As the demands for more efficient and economical energy increase, nuclear power has become a promising candidate instead of thermal power derived from fossil fuels due to low CO2 emissions.1 Although nuclear power has become an important energy source providing approximately 11% of the worldwide electricity under stringent government regulations, it is considered a threat that needs substantial environmental regulations, especially after accidents such as the Fukushima Daiichi nuclear power plant accident.2 This disaster caused the release and dispersion of a significant amount of radioactive nuclides into different environments such as the soil and water.3,4 Among the radionuclides, 137Cs was the most problematic fission product because of its long half-life around 30 years, high-energy gamma-ray emissions, and high solubility in water.5 Moreover, its chemical similarity with potassium ions causes Cs+ ions to spread into the ecosystem; hence, the radioactive Cs+ ions should be decontaminated safely and effectively from the environment.6

A variety of purification methods such as co-precipitation, solvent extraction, adsorption, and chromatography have been investigated to separate Cs+ ions from the contaminated water. However, traditional methods such as thermal treatment or solvent extraction are limited due to the operational cost and the inability of a large-area remediation of water in the nuclear industry.7 Therefore, adsorption is one of the most efficient methods for large-scale applications of wastewater treatment, and especially for Cs+ adsorption, a number of organic and inorganic materials such as carbon,3,8 zeolite,9 clays,10,11 and layered metal thiophosphate12 have been used. Nevertheless, the presence of large amounts of competing cations such as Na+, K+, Ca2+, and Mg2+ still makes it a challenge to separate diluted Cs+ ions from wastewater using these common inorganic adsorbents.

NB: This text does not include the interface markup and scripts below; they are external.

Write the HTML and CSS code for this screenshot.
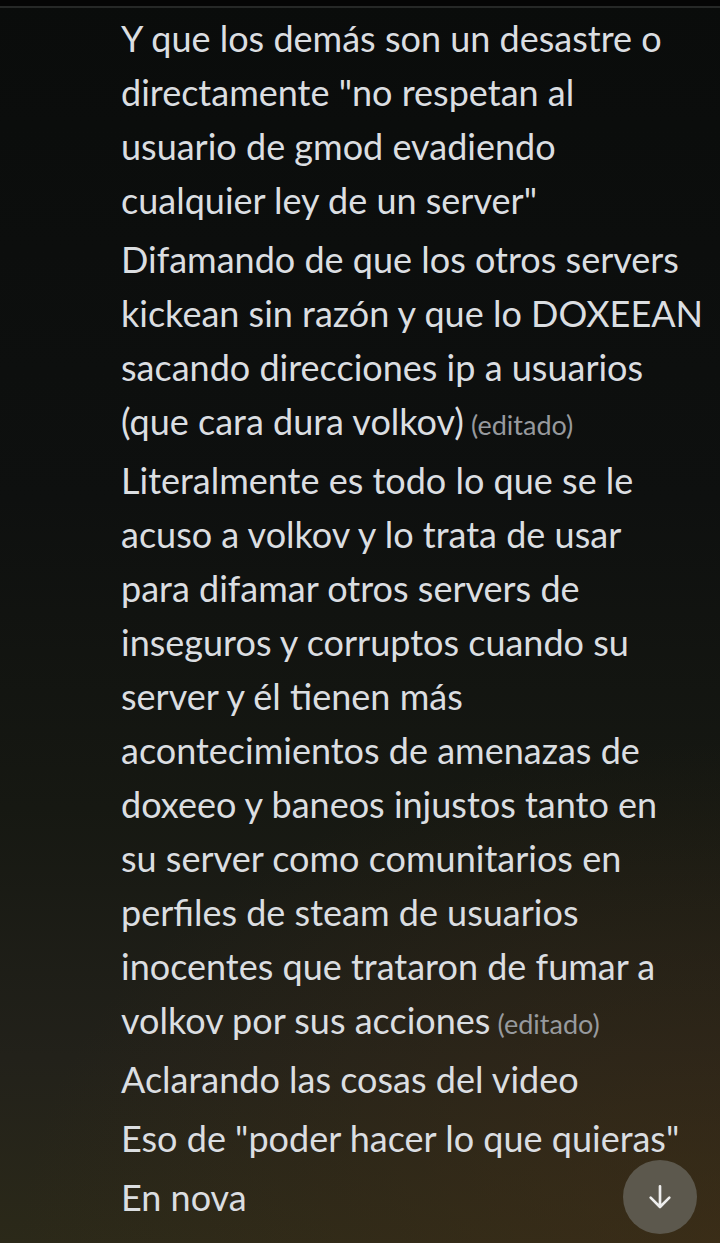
FILE: index.html
```html
<!DOCTYPE html>
<html lang="es">
<head>
<meta charset="utf-8">
<link rel="stylesheet" href="styles.css">
</head>
<body>
<div class="topbar"></div>
<main class="chat">
  <div class="msg">Y que los demás son un desastre o<br>directamente "no respetan al<br>usuario de gmod evadiendo<br>cualquier ley de un server"</div>
  <div class="msg">Difamando de que los otros servers<br>kickean sin razón y que lo DOXEEAN<br>sacando direcciones ip a usuarios<br>(que cara dura volkov) <span class="edited">(editado)</span></div>
  <div class="msg">Literalmente es todo lo que se le<br>acuso a volkov y lo trata de usar<br>para difamar otros servers de<br>inseguros y corruptos cuando su<br>server y él tienen más<br>acontecimientos de amenazas de<br>doxeeo y baneos injustos tanto en<br>su server como comunitarios en<br>perfiles de steam de usuarios<br>inocentes que trataron de fumar a<br>volkov por sus acciones <span class="edited">(editado)</span></div>
  <div class="msg">Aclarando las cosas del video</div>
  <div class="msg">Eso de "poder hacer lo que quieras"</div>
  <div class="msg">En nova</div>
  <div class="msg">En cuanto a eso</div>
</main>
<button class="jump" aria-label="Ir abajo">
  <svg viewBox="0 0 24 24" width="32" height="32"><path d="M12 4v15M5 12.5l7 7 7-7" fill="none" stroke="#eeeeee" stroke-width="2" stroke-linecap="round" stroke-linejoin="round"/></svg>
</button>
</body>
</html>
```
FILE: styles.css
```css
html, body {
  margin: 0;
  padding: 0;
  height: 100%;
}
body {
  width: 720px;
  height: 1243px;
  overflow: hidden;
  position: relative;
  font-family: "Lato", "Noto Sans", sans-serif;
  color: #dbdee1;
  background:
    radial-gradient(ellipse 700px 500px at 100% 100%, rgba(70, 48, 22, 0.55), rgba(70, 48, 22, 0) 100%),
    linear-gradient(180deg, #0a0c0b 0%, #0e100f 40%, #161812 65%, #22211a 85%, #2b2919 100%);
}
.topbar {
  height: 6px;
  background: #050505;
  border-bottom: 2px solid #262827;
}
.chat {
  padding: 3px 0 0 121px;
}
.msg {
  font-size: 36px;
  line-height: 54px;
  white-space: nowrap;
  padding-bottom: 5px;
}
.edited {
  font-size: 27px;
  line-height: 1;
  color: #979a9e;
  margin-left: -2px;
}
.jump {
  position: absolute;
  left: 623px;
  top: 1160px;
  width: 74px;
  height: 74px;
  border-radius: 50%;
  border: none;
  background: #5c584d;
  display: flex;
  align-items: center;
  justify-content: center;
  padding: 0;
}
```
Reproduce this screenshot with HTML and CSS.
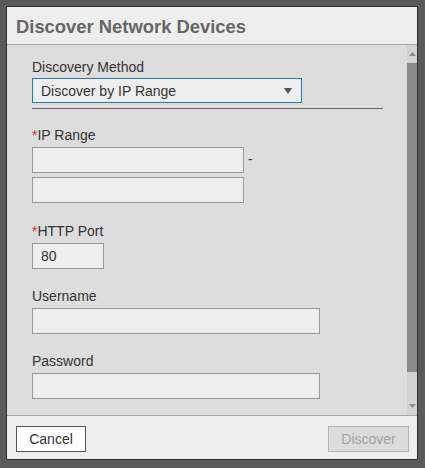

Meanwhile, transition metal hexacyanoferrates (MHCFs), which can simply be synthesized by a precipitation method, have been widely reported for efficient Cs+ removal with their high selectivity even in competitive aqueous environments.7,13 The high affinity of the MHCFs for Cs+ ion originates from their lattice spacing which is similar to the size of hydrated Cs+ ion (3.25 Å).14,15 However, the MHCFs are a very fine powder that makes it difficult to recover the adsorbent particles from water by either centrifugation or filtration; thus, immobilizing the MHCFs in supporting materials is required for practical applications. For this approach, various polymers such as carboxymethyl cellulose,16,17 polyvinyl alcohol,18–21 alginate,22 and chitosan,23,24 have been studied as supporting materials. These polymeric materials have abundant functional groups on their surface which are highly effective for both incorporating the MHCF nanoparticles and further processing for commercial use.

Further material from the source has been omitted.